Thursday, October 02, 2008

Detroit News, R.I.P.

The once staunchly pro-life Detroit News is now stumping for passage of Prop 2, a proposed amendment to Michigan’s constitution overturning the ban on fetal research. The News’s editorial perception has now degraded to the point of printing statements like the following: “Currently, it is against the law to destroy a human embryo in Michigan.” (“Vote yes on Prop 2 to overturn research ban”).

Far from it, of course, or Planned Parenthood wouldn’t be making such a nice income destroying human embryos in Michigan (26,269 in 2004). As long as it’s by abortion, we can destroy all the embryos we want in Michigan, just like in the other 49 states.

Anyone with a clue about what makes a pro-lifer pro-life (which is that we recognize the inalienable humanity of the unborn), would have known this. Which demonstrates, I suppose, that the barbarians are already well inside the gates at the once-great Detroit News.

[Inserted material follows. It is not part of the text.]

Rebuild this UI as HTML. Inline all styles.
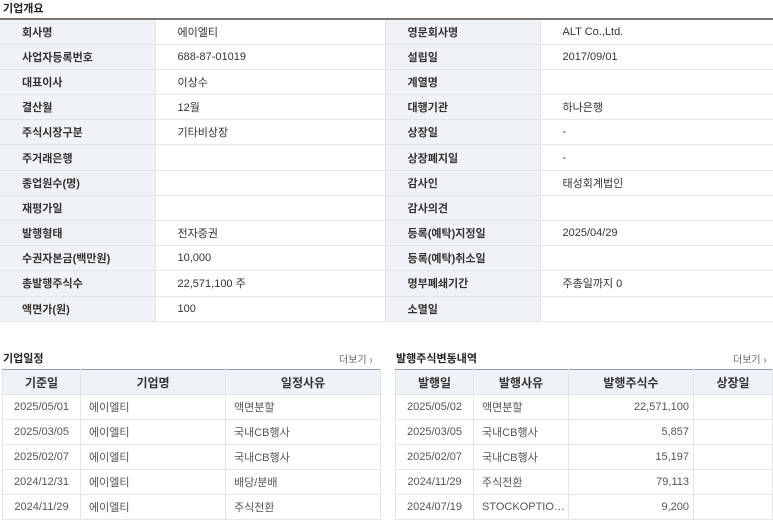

Prop 2 is a disaster. It isn’t just that in a single stroke Prop 2 makes what is now a felony--destroying human embryos for research purposes--into a perfectly lawful act. It also replaces the ban on fetal destruction with a ban on future regulations of any kind on stem cell research. It will actually be against the law to pass laws to regulate stem-cell research:

(d) All stem cell research and all stem cell therapies and cures must be conducted and provided in accordance with state and local laws of general applicability, including but not limited to laws concerning scientific and medical practices and patient safety and privacy, to the extent that any such laws do not:

i. prevent, restrict, obstruct, or discourage any stem cell research or stem cell therapies and cures that are permitted by the provisions of this section; or

ii. create disincentives for any person to engage in or otherwise associate with such research or therapies or cures. (Emphasis added).

Oh, writes the editorialist at the News, we agree that part of the amendment's a problem, absolutely. “In a new area of research, regulation may be necessary. But if that necessity arises, a process is in place to revise the state Constitution.”

Revise the state Constitution just to get regulations in place? Seems like doing things the hard way. The last time we gave that kind of constitutional license to a homicidal medical procedure, we ended up with 45 million dead potential stem-cell donors.

This kind of nonsense we could always get in the Free Press. So now what's the difference?